- Entries -
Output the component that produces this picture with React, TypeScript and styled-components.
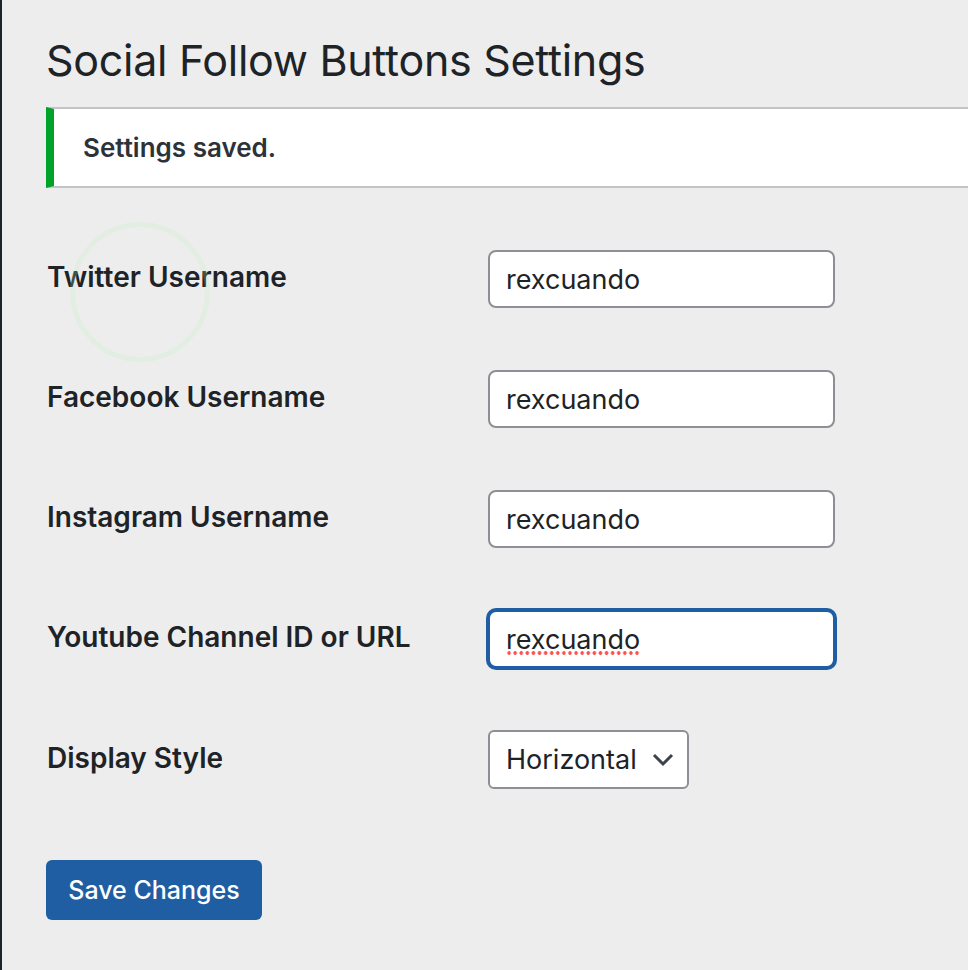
import React from "react";
import styled, { createGlobalStyle } from "styled-components";

const Global = createGlobalStyle`
  html, body { margin: 0; padding: 0; background: #ededed; }
  body { font-family: Inter, "Noto Sans", "Liberation Sans", sans-serif; color: #1d2327; }
  * { box-sizing: border-box; }
`;

const Page = styled.div`
  position: relative;
  min-height: 970px;
  border-left: 2px solid #1d2327;
  padding: 0 0 0 44px;
  overflow: hidden;
`;

const Title = styled.h1`
  margin: 0;
  padding-top: 30px;
  font-size: 43px;
  line-height: 60px;
  font-weight: 400;
  letter-spacing: -0.3px;
  color: #1d2327;
`;

const Notice = styled.div`
  margin-top: 17px;
  margin-right: -4px;
  height: 81px;
  background: #fff;
  border-left: 8px solid #00a32a;
  border-top: 2px solid #c3c4c7;
  border-bottom: 2px solid #c3c4c7;
  display: flex;
  align-items: center;
  padding-left: 29px;
`;

const NoticeText = styled.p`
  margin: 0;
  font-size: 26px;
  font-weight: 600;
  color: #2c3338;
`;

const FormTable = styled.div`
  margin-top: 31px;
  display: grid;
  grid-template-columns: 442px 1fr;
`;

const Row = styled.div`
  display: contents;
`;

const Label = styled.label`
  display: flex;
  align-items: center;
  padding: 31px 0 31px 1px;
  font-size: 28px;
  font-weight: 600;
  color: #1d2327;
  transform: translateY(-2px);
`;

const Cell = styled.div`
  display: flex;
  align-items: center;
  padding: 31px 0;
`;

const InputWrap = styled.div`
  position: relative;
`;

const TextInput = styled.input<{ $focused?: boolean }>`
  display: block;
  width: 347px;
  height: 58px;
  border: 2px solid ${(p) => (p.$focused ? "#1f5ea3" : "#8c8f94")};
  box-shadow: ${(p) => (p.$focused ? "0 0 0 2px #1f5ea3" : "none")};
  border-radius: 8px;
  background: #fff;
  padding: 0 16px;
  font-family: inherit;
  font-size: 27px;
  color: #1d2327;
  outline: none;
`;

const SpellDots = styled.span`
  position: absolute;
  left: 18px;
  top: 41px;
  width: 134px;
  height: 4px;
  background-image: radial-gradient(circle, #ff4f4f 1.6px, transparent 2px);
  background-size: 6.1px 4px;
  pointer-events: none;
`;

const SelectBox = styled.div`
  width: 201px;
  height: 59px;
  border: 2px solid #8c8f94;
  border-radius: 6px;
  background: #fff;
  display: flex;
  align-items: center;
  justify-content: space-between;
  padding: 0 12px 0 16px;
  font-size: 27px;
  color: #1d2327;
`;

const Chevron = styled.svg`
  width: 24px;
  height: 16px;
  flex: none;
`;

const SaveButton = styled.button`
  margin-top: 40px;
  width: 216px;
  height: 60px;
  border: none;
  border-radius: 6px;
  background: #1f5ea3;
  color: #fff;
  font-family: inherit;
  font-size: 25px;
  font-weight: 500;
  cursor: pointer;
`;

const Ripple = styled.div`
  position: absolute;
  left: 68px;
  top: 222px;
  width: 140px;
  height: 140px;
  border-radius: 50%;
  border: 5px solid rgba(190, 240, 190, 0.22);
  pointer-events: none;
`;

const fields = [
  { label: "Twitter Username", value: "rexcuando" },
  { label: "Facebook Username", value: "rexcuando" },
  { label: "Instagram Username", value: "rexcuando" },
  { label: "Youtube Channel ID or URL", value: "rexcuando", focused: true },
];

export default function App() {
  return (
    <>
      <Global />
      <Page>
        <Title>Social Follow Buttons Settings</Title>
        <Notice>
          <NoticeText>Settings saved.</NoticeText>
        </Notice>
        <FormTable>
          {fields.map((f) => (
            <Row key={f.label}>
              <Label>{f.label}</Label>
              <Cell>
                <InputWrap>
                  <TextInput $focused={f.focused} defaultValue={f.value} spellCheck={false} />
                  {f.focused && <SpellDots />}
                </InputWrap>
              </Cell>
            </Row>
          ))}
          <Row>
            <Label>Display Style</Label>
            <Cell>
              <SelectBox>
                <span>Horizontal</span>
                <Chevron viewBox="0 0 24 16">
                  <polyline points="3,3 12,12 21,3" fill="none" stroke="#3c434a" strokeWidth="3" />
                </Chevron>
              </SelectBox>
            </Cell>
          </Row>
        </FormTable>
        <SaveButton>Save Changes</SaveButton>
        <Ripple />
      </Page>
    </>
  );
}
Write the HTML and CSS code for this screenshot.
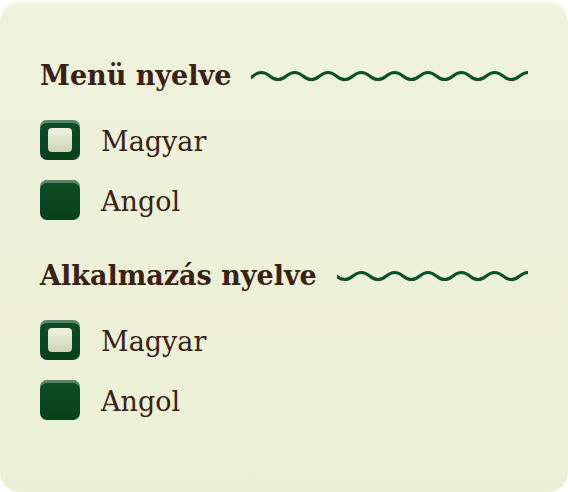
FILE: index.html
```html
<!DOCTYPE html>
<html lang="hu">
<head>
<meta charset="utf-8">
<title>Nyelv</title>
<link rel="stylesheet" href="styles.css">
</head>
<body>
<div class="card">
  <section class="group">
    <div class="head">
      <h2 class="title">Menü nyelve</h2>
      <div class="wave"><svg width="400" height="14" viewBox="0 0 400 14"><path d="M -8.333 7 q 8.333 -7 16.667 0 t 16.667 0 t 16.667 0 t 16.667 0 t 16.667 0 t 16.667 0 t 16.667 0 t 16.667 0 t 16.667 0 t 16.667 0 t 16.667 0 t 16.667 0 t 16.667 0 t 16.667 0 t 16.667 0 t 16.667 0 t 16.667 0 t 16.667 0 t 16.667 0 t 16.667 0 t 16.667 0 t 16.667 0 t 16.667 0 t 16.667 0 t 16.667 0" fill="none" stroke="#0c5027" stroke-width="3" stroke-linecap="round"/></svg></div>
    </div>
    <label class="option"><span class="box checked"><span class="mark"></span></span><span class="label">Magyar</span></label>
    <label class="option"><span class="box"></span><span class="label">Angol</span></label>
  </section>
  <section class="group">
    <div class="head">
      <h2 class="title">Alkalmazás nyelve</h2>
      <div class="wave"><svg width="400" height="14" viewBox="0 0 400 14"><path d="M -8.333 7 q 8.333 -7 16.667 0 t 16.667 0 t 16.667 0 t 16.667 0 t 16.667 0 t 16.667 0 t 16.667 0 t 16.667 0 t 16.667 0 t 16.667 0 t 16.667 0 t 16.667 0 t 16.667 0 t 16.667 0 t 16.667 0 t 16.667 0 t 16.667 0 t 16.667 0 t 16.667 0 t 16.667 0 t 16.667 0 t 16.667 0 t 16.667 0 t 16.667 0 t 16.667 0" fill="none" stroke="#0c5027" stroke-width="3" stroke-linecap="round"/></svg></div>
    </div>
    <label class="option"><span class="box checked"><span class="mark"></span></span><span class="label">Magyar</span></label>
    <label class="option"><span class="box"></span><span class="label">Angol</span></label>
  </section>
</div>
</body>
</html>
```
FILE: styles.css
```css
html, body {
  margin: 0;
  padding: 0;
  background: #ffffff;
}
.card {
  box-sizing: border-box;
  width: 568px;
  height: 492px;
  border-radius: 20px;
  background: linear-gradient(#eff2dd, #ecf0d4);
  box-shadow: inset 0 3px 0 rgba(255, 255, 255, 0.55);
  padding: 61px 40px 0 40px;
  display: flex;
  flex-direction: column;
  gap: 41px;
  font-family: "DejaVu Serif", "Liberation Serif", serif;
  color: #3a2015;
}
.group {
  display: flex;
  flex-direction: column;
  gap: 20px;
}
.head {
  display: flex;
  align-items: center;
  gap: 20px;
  margin-bottom: 9px;
}
.title {
  margin: 0;
  font-size: 27px;
  line-height: 30px;
  font-weight: bold;
  white-space: nowrap;
}
.wave {
  flex: 1;
  overflow: hidden;
  display: flex;
  justify-content: flex-end;
  height: 14px;
}
.wave svg {
  flex: none;
  display: block;
}
.option {
  display: flex;
  align-items: center;
  gap: 21px;
  height: 40px;
}
.box {
  box-sizing: border-box;
  width: 40px;
  height: 40px;
  border-radius: 7px;
  background: linear-gradient(#0e4e27, #07401c);
  box-shadow: inset 0 3px 0 rgba(180, 200, 190, 0.45);
  display: flex;
  align-items: center;
  justify-content: center;
  flex: none;
}
.mark {
  width: 24px;
  height: 24px;
  border-radius: 4px;
  background: linear-gradient(#eff1e1, #cbd5b6);
}
.label {
  font-size: 27px;
  line-height: 30px;
  padding-top: 4px;
}
```
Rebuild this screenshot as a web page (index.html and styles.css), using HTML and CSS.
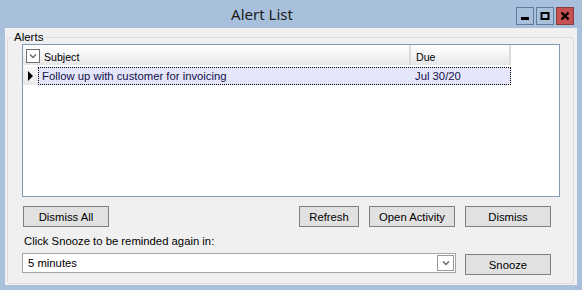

- Stated goal -
From the listing, copy each line containing the word "index".

- Answer to this task -
FILE: index.html
Rebuild this screenshot as a web page (index.html and styles.css), using HTML and CSS.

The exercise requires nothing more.